*WHAT TO PRODUCE*
Extract the lines from the start through the line that holds "import React from 'react'", both included, omitting all images.

*INFORMATION SUPPLIED*
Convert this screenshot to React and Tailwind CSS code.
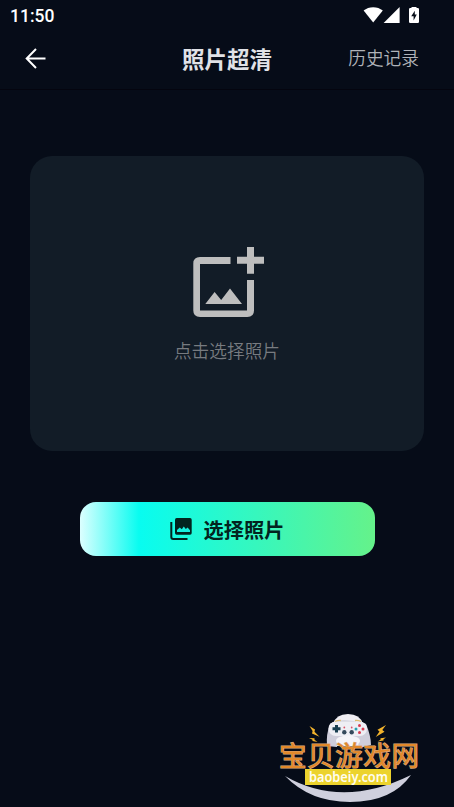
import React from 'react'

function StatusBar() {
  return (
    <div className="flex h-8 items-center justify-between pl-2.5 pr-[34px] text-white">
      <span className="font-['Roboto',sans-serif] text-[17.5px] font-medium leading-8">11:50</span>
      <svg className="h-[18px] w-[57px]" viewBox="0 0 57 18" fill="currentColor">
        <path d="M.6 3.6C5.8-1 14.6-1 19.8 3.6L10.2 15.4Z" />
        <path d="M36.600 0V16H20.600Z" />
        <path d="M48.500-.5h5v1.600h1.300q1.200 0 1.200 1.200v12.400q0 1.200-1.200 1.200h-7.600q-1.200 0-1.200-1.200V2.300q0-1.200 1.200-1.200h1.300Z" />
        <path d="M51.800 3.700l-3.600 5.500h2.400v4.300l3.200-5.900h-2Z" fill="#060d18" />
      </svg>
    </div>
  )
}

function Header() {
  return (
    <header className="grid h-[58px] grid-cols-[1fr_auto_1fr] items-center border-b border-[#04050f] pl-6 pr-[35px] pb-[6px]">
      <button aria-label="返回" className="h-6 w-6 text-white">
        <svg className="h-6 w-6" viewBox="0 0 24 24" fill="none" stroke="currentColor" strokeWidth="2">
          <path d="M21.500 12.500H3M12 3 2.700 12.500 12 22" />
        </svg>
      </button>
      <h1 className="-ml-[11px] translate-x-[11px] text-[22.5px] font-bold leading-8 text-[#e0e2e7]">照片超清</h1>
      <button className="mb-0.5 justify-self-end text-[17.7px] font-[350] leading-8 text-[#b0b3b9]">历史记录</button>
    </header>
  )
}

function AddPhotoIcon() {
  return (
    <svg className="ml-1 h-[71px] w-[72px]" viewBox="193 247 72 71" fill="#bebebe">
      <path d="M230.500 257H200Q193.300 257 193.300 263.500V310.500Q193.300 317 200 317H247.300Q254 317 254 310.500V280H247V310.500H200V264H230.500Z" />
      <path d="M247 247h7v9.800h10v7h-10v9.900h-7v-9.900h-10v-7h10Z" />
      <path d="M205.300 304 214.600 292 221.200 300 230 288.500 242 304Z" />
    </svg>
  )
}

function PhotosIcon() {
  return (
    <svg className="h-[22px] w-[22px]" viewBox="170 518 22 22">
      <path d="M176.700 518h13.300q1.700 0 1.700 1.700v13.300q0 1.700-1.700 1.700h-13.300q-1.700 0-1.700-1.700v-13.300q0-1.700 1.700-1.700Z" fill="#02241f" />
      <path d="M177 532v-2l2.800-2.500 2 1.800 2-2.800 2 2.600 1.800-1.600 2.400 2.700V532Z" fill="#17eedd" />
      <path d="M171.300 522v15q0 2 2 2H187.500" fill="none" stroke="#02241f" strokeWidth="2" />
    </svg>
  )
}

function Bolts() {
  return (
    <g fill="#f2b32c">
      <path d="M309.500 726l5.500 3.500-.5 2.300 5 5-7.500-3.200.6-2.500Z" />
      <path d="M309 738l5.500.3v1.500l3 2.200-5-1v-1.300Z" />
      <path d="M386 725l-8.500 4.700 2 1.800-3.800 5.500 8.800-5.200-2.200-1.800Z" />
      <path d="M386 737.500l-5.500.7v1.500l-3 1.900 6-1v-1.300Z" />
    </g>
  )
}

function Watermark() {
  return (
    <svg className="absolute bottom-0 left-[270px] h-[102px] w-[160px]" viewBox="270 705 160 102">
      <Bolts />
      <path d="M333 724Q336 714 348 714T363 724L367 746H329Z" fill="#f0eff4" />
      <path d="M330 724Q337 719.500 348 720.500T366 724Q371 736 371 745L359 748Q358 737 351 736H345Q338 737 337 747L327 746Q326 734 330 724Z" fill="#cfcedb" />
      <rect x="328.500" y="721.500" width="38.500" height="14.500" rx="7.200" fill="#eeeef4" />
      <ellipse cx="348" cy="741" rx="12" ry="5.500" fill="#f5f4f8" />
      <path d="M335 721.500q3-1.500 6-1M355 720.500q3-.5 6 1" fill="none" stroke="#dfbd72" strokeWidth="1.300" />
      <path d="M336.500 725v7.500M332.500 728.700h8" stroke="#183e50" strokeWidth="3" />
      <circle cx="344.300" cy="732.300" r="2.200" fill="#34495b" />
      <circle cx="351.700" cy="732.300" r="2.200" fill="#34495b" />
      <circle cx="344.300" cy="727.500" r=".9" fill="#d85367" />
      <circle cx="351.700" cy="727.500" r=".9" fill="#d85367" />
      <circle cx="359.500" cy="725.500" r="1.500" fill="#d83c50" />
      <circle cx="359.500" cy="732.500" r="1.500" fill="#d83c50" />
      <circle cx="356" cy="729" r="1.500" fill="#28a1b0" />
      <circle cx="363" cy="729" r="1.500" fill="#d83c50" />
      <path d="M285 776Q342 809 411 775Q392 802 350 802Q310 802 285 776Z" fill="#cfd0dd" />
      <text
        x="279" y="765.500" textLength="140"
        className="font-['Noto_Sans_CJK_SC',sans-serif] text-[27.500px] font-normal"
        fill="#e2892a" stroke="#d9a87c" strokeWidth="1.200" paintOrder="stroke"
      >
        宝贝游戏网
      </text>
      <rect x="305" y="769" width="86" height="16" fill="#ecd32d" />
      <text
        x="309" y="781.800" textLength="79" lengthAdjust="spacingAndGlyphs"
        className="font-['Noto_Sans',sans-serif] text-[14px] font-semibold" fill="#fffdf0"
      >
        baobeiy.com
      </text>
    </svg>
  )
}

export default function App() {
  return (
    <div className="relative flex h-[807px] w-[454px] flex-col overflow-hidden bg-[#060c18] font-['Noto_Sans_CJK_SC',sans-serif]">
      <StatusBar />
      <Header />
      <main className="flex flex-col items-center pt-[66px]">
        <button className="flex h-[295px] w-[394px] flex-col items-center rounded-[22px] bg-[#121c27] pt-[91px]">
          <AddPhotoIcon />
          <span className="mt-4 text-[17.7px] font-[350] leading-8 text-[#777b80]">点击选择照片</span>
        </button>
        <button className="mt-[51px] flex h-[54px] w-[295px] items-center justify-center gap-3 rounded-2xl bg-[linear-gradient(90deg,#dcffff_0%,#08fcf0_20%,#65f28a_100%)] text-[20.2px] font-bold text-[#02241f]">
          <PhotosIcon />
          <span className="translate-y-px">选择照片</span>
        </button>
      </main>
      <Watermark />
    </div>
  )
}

*ANSWER TO THIS EXERCISE*
Convert this screenshot to React and Tailwind CSS code.
import React from 'react'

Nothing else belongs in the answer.